Your feedback is most welcome. I've touched on some of the ways I think this model (stochastic scale-free coordination class) can be supported by experience in the classroom, such as concepts within concepts and student questions that seem "random". What other aspects of cognition and learning do you think this model can support? What aspects of cognition and learning have only limited, if any, representation within this model?

2 comments:

  1. ahem.

    laughing at this. I'll let you guess who I am (though I could post my name!). Grinning...

    So there's
    * Minsky's frame-systems from a while back. diSessa, Sherin, Hammer, Wittmann all grew out of this tradition.
    * Redish's work on the connections between resources and neuro systems.
    * Wittmann's resource graphs,

    and there's the whole field of connectionism, which is related to all this.

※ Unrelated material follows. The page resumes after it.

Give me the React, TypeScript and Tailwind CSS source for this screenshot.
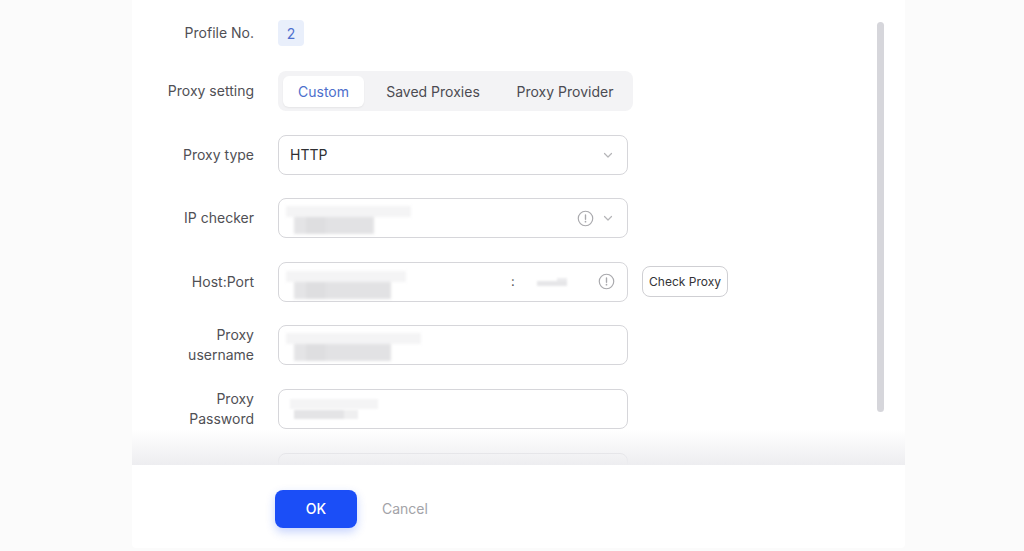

    Now, to your question of aspects of cognition and learning touched on by this model, you'll have to contact the UMaine folks (Wittmann, Sayre, Black, Springuel, Smith) as it relates to physics...

    I really do like your description of stochastic scale-free coordination class models, which gets me thinking of Uri Wilensky at Northwestern, who has done more work on scale-free models. The network theory hasn't gotten that far, simply because there's not enough known about the objects that play a role in the cognitive modeling.

    I know, it's not much help, but for now at this time of night, it's the best I can do.

    ReplyDelete
  2. Hi "Anonymous" (*cough* Michael *cough*) .. my reply is so tardy I'm not sure you'll see it, but I appreciate the helpful links! I need to spend some time updating the graphics now that I've finished Pinker's "How the Mind Works" - it reinforced the conceptual nesting aspect, but reminded me that I need to find a way to show the inhibitory and excitatory weights of the connections between components.